In the data below, find every line with the string "component" and pull it out.

--- START OF Task data ---

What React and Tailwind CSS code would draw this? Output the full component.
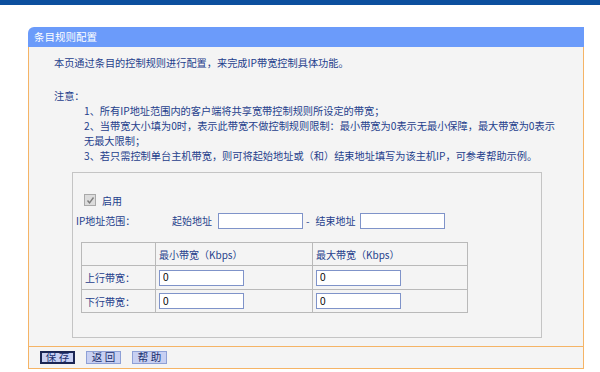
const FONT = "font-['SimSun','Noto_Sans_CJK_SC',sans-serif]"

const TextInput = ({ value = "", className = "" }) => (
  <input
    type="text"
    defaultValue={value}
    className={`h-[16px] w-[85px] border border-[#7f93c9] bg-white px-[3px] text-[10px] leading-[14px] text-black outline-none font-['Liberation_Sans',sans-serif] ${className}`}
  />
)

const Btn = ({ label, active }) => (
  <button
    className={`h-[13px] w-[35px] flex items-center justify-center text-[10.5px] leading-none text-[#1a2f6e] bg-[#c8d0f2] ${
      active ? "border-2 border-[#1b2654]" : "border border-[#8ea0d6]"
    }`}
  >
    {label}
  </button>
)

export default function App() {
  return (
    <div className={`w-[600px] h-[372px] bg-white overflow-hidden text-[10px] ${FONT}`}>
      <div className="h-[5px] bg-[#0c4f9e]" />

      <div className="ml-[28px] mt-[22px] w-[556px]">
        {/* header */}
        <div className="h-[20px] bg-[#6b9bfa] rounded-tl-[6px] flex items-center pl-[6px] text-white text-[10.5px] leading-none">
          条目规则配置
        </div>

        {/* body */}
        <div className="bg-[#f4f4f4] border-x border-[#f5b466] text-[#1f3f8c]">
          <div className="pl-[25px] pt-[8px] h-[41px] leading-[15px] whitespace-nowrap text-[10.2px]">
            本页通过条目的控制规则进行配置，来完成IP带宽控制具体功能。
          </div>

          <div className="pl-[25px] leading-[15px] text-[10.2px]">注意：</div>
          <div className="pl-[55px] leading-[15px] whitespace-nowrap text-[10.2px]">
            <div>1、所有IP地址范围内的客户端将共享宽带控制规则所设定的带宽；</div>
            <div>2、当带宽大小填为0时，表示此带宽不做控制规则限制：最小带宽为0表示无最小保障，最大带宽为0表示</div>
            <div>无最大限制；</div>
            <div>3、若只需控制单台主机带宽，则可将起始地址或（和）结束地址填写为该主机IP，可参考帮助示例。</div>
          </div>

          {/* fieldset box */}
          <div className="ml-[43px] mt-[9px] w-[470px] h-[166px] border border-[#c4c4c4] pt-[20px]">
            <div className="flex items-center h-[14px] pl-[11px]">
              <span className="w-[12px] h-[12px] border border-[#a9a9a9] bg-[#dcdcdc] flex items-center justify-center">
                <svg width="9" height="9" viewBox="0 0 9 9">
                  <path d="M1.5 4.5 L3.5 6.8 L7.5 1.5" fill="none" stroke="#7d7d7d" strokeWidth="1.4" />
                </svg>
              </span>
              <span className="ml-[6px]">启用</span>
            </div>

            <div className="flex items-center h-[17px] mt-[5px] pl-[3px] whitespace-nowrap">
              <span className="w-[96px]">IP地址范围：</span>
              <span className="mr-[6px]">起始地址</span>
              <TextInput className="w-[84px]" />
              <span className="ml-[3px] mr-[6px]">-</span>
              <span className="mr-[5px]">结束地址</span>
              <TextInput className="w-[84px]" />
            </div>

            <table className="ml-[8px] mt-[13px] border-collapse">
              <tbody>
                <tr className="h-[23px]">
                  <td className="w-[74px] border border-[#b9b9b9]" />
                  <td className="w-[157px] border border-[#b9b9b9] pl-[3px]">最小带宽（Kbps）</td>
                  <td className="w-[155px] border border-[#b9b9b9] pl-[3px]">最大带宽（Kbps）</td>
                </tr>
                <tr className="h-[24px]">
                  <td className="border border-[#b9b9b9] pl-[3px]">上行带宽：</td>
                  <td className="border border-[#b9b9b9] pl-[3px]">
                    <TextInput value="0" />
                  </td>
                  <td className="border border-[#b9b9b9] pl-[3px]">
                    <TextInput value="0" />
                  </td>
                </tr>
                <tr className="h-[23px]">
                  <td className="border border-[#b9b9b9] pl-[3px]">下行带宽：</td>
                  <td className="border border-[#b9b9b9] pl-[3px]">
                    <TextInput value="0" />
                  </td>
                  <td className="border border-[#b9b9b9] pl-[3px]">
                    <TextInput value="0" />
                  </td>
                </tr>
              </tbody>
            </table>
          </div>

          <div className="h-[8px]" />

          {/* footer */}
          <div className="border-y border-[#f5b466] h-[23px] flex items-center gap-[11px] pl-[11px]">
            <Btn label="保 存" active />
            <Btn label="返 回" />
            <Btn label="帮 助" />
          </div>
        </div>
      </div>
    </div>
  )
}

--- END OF Task data ---
--- START OF Task data ---

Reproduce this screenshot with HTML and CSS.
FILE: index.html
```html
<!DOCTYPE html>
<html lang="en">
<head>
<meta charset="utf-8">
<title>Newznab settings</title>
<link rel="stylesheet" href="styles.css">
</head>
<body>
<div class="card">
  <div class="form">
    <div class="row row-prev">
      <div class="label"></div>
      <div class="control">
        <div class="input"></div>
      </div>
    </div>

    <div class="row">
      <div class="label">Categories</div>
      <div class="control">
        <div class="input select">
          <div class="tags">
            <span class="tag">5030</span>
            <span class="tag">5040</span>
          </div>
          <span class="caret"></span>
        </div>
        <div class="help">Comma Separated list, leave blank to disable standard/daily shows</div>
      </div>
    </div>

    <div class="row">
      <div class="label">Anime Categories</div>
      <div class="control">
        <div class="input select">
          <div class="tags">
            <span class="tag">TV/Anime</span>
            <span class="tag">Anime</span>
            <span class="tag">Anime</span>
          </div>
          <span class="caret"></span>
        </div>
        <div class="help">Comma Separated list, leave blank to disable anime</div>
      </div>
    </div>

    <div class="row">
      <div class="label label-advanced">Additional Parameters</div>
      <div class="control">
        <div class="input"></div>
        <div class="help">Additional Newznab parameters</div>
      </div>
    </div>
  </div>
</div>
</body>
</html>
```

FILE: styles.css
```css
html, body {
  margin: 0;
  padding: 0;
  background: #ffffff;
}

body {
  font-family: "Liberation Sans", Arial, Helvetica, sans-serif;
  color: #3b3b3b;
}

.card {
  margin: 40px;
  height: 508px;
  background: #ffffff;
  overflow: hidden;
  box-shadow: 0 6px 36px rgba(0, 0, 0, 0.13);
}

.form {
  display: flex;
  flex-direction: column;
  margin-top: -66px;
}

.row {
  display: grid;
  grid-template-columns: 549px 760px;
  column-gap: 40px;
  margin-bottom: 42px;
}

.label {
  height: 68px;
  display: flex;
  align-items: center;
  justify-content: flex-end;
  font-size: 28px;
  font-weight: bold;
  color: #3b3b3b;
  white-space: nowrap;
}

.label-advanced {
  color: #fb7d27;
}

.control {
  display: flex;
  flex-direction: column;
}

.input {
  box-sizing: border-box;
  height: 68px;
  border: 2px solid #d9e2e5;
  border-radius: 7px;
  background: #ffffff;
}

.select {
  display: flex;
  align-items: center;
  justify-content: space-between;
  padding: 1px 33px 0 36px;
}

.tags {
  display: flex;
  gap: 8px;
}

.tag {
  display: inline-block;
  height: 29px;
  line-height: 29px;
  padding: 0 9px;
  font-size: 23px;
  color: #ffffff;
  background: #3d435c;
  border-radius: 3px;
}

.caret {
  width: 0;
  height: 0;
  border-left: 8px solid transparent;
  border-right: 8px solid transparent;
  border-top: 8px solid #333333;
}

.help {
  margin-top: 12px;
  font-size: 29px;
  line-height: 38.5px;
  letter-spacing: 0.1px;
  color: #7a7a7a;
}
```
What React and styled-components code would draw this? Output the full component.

--- END OF Task data ---

> _Task output_:
What React and Tailwind CSS code would draw this? Output the full component.
What React and styled-components code would draw this? Output the full component.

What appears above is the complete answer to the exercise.